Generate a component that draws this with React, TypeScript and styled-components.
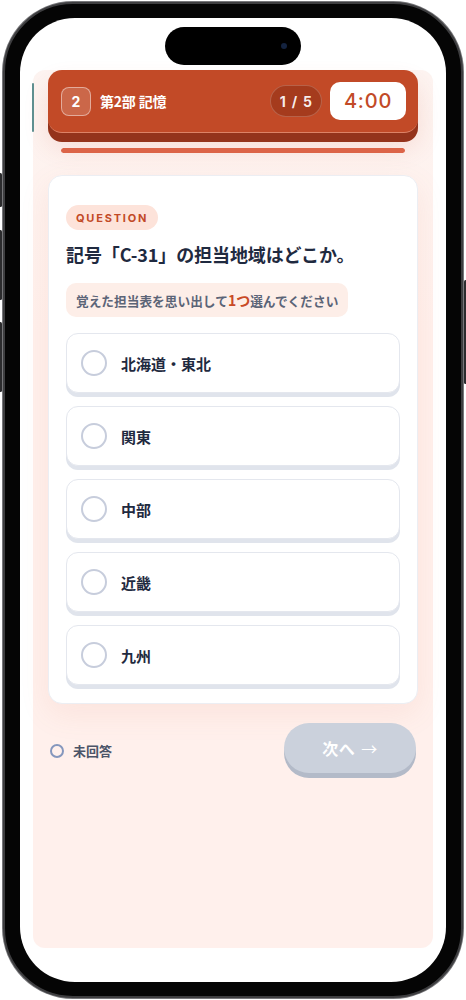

----------------

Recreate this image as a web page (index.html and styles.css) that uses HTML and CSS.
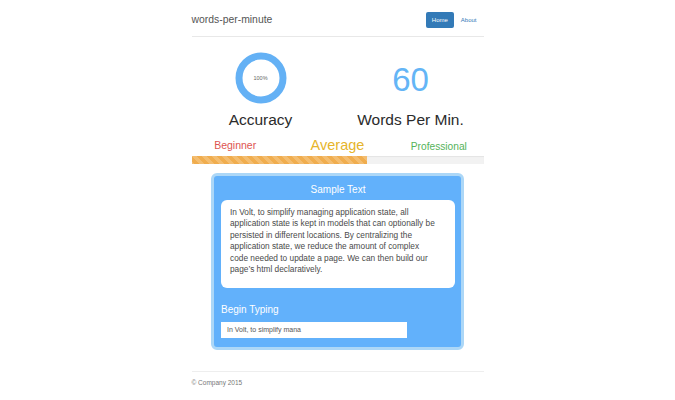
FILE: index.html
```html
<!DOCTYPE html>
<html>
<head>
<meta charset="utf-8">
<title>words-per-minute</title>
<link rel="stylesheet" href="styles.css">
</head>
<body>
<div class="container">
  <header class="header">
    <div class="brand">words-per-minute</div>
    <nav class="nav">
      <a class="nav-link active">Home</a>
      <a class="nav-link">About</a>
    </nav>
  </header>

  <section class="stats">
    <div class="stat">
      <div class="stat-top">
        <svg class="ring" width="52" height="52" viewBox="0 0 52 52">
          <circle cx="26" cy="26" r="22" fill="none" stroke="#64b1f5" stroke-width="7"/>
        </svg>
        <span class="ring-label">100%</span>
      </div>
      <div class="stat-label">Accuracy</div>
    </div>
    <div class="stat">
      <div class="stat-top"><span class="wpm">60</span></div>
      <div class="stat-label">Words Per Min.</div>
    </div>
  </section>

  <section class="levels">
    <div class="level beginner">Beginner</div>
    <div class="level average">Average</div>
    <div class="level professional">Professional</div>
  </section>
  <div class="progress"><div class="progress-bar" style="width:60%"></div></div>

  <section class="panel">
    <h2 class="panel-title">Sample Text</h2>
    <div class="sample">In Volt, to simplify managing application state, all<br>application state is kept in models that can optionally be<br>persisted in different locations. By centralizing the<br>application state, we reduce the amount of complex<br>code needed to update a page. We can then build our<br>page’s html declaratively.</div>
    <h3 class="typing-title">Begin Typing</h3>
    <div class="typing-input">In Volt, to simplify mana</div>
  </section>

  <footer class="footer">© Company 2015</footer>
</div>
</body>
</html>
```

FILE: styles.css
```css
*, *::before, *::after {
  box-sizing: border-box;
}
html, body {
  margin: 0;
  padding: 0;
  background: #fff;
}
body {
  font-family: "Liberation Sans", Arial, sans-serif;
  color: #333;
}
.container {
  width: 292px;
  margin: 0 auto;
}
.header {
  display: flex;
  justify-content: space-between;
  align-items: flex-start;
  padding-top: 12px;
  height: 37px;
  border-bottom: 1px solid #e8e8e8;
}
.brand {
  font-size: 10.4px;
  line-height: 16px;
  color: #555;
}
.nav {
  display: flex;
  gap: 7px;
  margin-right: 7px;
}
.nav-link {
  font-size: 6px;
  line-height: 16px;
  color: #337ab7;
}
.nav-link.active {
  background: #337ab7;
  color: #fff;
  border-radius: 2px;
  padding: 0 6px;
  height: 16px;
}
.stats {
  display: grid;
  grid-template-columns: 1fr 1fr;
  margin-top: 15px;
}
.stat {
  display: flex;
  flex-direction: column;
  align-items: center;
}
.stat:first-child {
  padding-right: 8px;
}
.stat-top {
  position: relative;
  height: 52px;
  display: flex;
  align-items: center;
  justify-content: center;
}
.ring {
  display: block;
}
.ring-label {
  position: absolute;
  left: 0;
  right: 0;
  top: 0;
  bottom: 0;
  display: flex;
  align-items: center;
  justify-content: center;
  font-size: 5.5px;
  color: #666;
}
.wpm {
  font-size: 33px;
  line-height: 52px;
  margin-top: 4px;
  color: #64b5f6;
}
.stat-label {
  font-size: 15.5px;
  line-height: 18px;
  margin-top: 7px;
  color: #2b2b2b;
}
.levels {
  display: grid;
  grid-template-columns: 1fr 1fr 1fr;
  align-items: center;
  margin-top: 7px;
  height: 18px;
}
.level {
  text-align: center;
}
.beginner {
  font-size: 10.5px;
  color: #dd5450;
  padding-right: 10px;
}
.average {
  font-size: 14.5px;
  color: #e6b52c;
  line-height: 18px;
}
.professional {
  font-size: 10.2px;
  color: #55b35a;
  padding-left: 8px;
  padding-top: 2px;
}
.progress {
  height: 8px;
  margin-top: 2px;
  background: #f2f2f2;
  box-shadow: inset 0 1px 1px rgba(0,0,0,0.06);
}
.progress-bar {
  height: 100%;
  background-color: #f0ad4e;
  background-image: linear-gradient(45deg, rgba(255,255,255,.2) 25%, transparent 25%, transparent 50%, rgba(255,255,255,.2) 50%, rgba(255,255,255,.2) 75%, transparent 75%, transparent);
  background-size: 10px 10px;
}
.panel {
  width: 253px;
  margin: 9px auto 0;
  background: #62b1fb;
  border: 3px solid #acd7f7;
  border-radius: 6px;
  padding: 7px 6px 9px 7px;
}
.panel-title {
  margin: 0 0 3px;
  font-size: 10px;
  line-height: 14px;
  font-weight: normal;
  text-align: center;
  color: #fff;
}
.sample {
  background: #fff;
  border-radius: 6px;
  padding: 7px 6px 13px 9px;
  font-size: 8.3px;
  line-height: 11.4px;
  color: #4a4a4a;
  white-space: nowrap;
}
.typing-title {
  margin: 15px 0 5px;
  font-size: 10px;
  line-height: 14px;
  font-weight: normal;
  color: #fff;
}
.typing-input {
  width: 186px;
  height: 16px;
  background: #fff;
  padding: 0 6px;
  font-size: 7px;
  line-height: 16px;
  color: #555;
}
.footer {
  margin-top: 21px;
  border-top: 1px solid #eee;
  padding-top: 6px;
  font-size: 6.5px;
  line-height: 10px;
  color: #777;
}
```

----------------

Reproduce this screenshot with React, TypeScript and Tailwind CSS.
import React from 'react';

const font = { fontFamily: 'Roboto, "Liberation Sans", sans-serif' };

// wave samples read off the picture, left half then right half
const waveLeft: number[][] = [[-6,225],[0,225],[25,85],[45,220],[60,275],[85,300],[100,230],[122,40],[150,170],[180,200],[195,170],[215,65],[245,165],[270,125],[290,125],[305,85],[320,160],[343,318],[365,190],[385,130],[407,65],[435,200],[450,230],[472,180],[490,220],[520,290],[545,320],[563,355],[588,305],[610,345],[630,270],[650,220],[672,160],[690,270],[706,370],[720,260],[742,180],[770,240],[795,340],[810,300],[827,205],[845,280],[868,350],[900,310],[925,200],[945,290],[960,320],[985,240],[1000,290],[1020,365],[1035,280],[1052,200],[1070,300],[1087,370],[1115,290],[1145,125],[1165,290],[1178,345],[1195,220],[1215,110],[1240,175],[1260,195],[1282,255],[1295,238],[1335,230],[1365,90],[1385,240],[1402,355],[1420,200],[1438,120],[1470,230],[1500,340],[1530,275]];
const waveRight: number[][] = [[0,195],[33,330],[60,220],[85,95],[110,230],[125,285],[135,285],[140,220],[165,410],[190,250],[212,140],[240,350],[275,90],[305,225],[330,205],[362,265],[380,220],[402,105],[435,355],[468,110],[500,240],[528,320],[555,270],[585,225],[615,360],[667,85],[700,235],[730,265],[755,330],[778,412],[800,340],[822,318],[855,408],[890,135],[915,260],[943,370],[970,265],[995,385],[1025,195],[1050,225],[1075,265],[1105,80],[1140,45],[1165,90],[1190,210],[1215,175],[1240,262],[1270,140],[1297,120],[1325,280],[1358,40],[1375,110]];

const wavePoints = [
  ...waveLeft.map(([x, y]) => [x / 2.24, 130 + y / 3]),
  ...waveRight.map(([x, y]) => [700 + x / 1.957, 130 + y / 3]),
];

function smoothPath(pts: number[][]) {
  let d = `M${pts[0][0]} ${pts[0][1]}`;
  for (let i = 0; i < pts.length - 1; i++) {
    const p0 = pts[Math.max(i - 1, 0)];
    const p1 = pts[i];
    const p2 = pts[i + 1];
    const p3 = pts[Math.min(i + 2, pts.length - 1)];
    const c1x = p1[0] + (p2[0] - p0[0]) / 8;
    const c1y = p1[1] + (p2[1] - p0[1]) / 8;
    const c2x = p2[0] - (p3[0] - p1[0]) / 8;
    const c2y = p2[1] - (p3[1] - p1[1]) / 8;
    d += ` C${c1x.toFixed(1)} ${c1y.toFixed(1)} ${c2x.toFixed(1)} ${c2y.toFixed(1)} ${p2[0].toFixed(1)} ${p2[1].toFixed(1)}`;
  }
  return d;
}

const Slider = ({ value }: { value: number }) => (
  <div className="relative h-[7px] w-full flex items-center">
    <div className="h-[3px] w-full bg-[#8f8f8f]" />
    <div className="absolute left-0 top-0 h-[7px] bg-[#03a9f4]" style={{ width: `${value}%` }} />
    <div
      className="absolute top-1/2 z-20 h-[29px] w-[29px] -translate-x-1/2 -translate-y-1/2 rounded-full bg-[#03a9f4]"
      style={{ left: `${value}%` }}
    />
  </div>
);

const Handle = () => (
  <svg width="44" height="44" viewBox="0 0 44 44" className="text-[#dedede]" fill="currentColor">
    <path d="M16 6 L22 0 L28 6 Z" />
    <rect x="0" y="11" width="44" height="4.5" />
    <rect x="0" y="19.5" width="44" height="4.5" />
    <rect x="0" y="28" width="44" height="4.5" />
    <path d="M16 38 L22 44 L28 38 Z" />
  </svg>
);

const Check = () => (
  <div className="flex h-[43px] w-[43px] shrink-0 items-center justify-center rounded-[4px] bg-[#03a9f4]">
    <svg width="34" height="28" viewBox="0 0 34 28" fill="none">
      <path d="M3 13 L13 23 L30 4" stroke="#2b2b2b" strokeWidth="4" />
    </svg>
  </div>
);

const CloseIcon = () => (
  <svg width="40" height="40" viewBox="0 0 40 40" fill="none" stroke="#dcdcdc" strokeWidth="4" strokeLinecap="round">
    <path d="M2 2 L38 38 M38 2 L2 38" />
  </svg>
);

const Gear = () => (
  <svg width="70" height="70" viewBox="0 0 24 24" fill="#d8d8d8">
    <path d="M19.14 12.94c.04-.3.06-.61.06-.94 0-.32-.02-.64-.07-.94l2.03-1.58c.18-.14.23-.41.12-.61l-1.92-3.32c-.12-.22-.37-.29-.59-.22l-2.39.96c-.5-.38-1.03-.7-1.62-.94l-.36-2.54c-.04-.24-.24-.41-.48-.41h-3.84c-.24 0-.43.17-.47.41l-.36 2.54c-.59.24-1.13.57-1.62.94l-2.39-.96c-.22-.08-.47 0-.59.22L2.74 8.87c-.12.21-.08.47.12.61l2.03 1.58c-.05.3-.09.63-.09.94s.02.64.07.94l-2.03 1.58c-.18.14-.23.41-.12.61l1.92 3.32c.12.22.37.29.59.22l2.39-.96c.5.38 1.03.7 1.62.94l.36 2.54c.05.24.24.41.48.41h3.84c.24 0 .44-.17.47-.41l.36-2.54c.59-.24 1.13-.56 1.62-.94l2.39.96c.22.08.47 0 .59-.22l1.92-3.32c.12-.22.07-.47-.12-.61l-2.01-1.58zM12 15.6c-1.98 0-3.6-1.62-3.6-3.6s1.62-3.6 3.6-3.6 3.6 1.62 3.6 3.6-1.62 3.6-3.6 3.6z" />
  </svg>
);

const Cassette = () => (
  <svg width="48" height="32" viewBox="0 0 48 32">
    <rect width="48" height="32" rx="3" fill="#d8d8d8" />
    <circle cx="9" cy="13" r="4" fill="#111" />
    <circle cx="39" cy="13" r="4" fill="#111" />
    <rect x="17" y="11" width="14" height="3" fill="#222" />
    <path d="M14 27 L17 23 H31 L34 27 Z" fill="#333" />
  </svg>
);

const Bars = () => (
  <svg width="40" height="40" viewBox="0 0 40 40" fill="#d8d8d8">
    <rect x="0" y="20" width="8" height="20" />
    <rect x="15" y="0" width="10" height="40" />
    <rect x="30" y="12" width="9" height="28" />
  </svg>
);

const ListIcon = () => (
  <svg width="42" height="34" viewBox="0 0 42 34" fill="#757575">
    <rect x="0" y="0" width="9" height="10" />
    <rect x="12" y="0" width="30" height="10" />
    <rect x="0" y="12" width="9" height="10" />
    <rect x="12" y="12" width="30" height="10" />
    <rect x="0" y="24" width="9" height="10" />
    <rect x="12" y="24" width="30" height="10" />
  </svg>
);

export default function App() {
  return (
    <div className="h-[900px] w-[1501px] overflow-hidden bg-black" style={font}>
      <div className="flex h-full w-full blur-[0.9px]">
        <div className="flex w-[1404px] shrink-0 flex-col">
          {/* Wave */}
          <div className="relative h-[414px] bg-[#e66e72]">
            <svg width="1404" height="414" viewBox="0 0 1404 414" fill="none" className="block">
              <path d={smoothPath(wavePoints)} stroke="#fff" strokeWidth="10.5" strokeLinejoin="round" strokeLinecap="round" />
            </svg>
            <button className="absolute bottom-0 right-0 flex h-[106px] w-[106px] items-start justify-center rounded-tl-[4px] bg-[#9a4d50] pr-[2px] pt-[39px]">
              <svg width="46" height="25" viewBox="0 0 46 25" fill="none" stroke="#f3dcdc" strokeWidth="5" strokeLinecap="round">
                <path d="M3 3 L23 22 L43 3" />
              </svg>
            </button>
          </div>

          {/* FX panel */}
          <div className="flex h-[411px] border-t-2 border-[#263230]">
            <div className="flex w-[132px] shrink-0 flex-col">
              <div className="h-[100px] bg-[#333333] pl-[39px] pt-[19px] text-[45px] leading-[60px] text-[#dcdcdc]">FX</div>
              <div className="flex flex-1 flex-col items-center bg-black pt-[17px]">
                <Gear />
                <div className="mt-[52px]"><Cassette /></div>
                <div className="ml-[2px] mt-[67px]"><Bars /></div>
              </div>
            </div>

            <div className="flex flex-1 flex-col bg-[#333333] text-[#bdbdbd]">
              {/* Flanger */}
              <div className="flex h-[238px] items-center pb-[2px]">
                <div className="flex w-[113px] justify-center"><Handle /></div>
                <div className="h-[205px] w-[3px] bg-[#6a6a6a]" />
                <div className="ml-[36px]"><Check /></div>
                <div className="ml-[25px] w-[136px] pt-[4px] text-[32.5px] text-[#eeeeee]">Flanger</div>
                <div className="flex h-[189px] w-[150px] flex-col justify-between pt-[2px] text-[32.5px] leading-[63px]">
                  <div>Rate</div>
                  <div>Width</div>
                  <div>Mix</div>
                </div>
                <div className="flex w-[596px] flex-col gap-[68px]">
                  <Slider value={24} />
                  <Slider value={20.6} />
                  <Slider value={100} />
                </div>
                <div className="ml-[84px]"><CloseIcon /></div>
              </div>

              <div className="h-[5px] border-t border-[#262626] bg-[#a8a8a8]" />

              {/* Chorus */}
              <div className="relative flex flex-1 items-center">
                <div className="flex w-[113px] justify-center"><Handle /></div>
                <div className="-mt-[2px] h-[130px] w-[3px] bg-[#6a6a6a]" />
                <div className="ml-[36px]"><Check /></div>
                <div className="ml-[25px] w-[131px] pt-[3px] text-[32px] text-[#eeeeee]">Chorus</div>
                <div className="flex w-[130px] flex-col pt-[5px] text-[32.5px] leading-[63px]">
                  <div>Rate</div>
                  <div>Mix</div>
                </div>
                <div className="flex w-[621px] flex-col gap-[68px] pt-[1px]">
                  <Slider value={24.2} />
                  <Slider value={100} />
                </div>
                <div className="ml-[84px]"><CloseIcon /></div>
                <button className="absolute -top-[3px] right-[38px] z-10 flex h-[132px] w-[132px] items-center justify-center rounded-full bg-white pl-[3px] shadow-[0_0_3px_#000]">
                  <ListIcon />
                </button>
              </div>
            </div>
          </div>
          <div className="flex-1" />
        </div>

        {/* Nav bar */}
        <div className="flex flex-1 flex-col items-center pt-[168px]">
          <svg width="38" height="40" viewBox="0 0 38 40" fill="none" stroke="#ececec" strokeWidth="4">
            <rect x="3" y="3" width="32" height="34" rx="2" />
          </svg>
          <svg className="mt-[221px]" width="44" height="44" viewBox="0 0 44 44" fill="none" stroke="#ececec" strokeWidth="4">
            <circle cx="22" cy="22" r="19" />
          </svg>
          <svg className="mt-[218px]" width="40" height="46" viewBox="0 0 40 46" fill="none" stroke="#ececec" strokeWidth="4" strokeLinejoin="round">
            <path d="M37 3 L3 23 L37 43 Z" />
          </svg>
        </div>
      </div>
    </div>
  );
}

----------------

§ **Exercise brief**: Report every line in the data above in which the word "with" appears.

§ **Answer**:
Generate a component that draws this with React, TypeScript and styled-components.
Reproduce this screenshot with React, TypeScript and Tailwind CSS.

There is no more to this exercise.